From this, it is clear that Myers is clearly open to using fitness interests to explain policy positions – “Sometimes, politics is a reflections of an evolutionary struggle” – though he gets it wrong in the empirical sense that there’s basically no sex difference on this issue, and the best explanation around suggests that it’s more complex.
Second, I think punting on people like Myers underestimates modern readers and their ability to draw their own conclusions. Blogs are not hidden behind paywalls, and part of their raison d’être has to do with their being a forum for discussion among readers. Public blog dialogs are not private missives; they are a place for public discussions to start. So if Myers cannot be induced to engage with the field, this is not to say that his readers cannot be. “Shepherd of Internet trolls” he might be, but while many of his readers are likely to adopt his position and cheer his willfully ignorant bashing of the discipline, he has many readers, including dissenting commenters, many of whom link to information that undermines Myers’ claims. Some readers will follow these links, and look at the relevant source material for themselves. It seems to me that it’s a mistake to think of the blogosphere as a Clash of the Titans – Myers versus Coyne – with readers as spectators. A principal virtue of the blogosphere is that it’s a game everyone can play. If Myers cannot be persuaded to read in the discipline as Coyne did, that is not to say that some members of his audience cannot be.

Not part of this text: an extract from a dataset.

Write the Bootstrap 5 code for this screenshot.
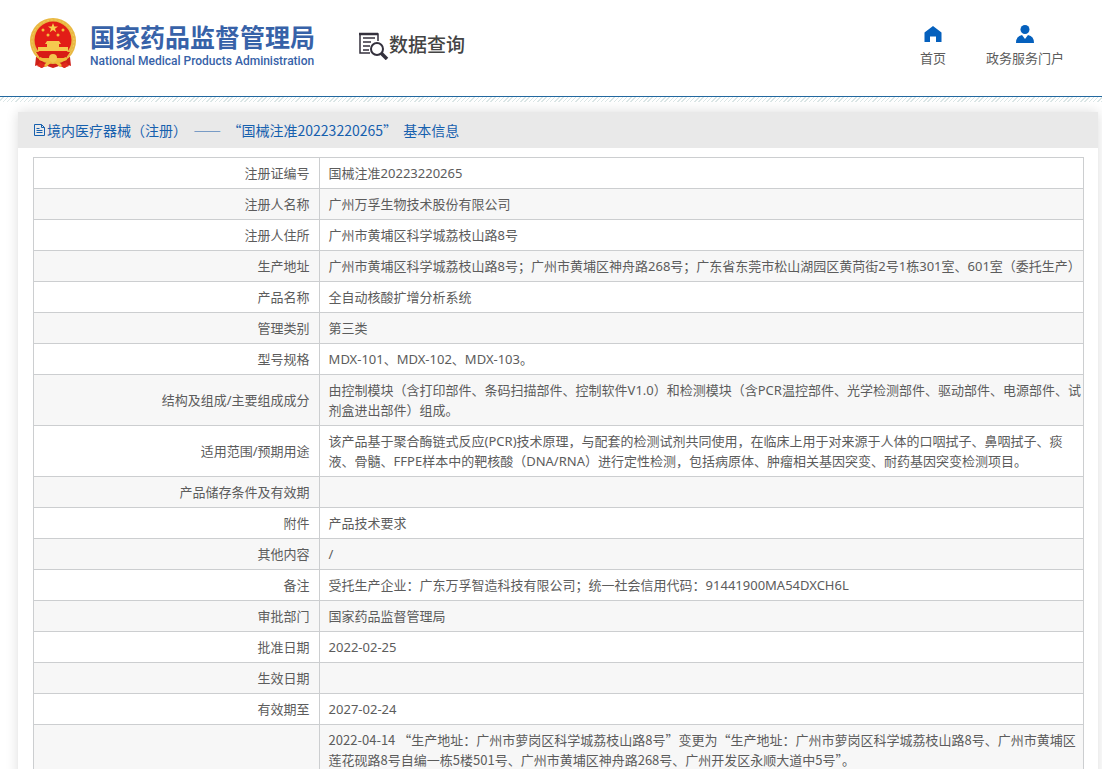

Related, the creationists of the mind are not, to my way of thinking, like the garden variety creationist community. The fact that people read Myers’ blog, for instance, indicates an interest in science and the natural world. Similarly, the people from the community that brands itself “skeptics” are, I should think, curious, and interested in knowledge. Members of such communities are worth persuading, if for no other reason than they might eventually be in a position to contribute in one way or another.
Finally, it seems to me that in the modern scholarly climate, engaging creationists of the mind is sort of part of the job. If being a scientist entails a commitment to try to build and spread true ideas, then maybe there is also an obligation to try to defend against the spread of false ideas. Today, blogs are a major idea conduit, arguably more substantial than scientific journals in their ability to propagate ideas, good and bad. It feels like abdication to say that because such and such a community is stubborn, I will pretend not to notice them. My good friend and colleague Angela Duckworth has been persuading me of the importance of grit, the ability to persevere in effortful pursuits. If that means playing a never-ending game of Whack-a-Mole with the bad ideas of creationists of the mind, well, it seems to me that we have to be determined to get a little gritty.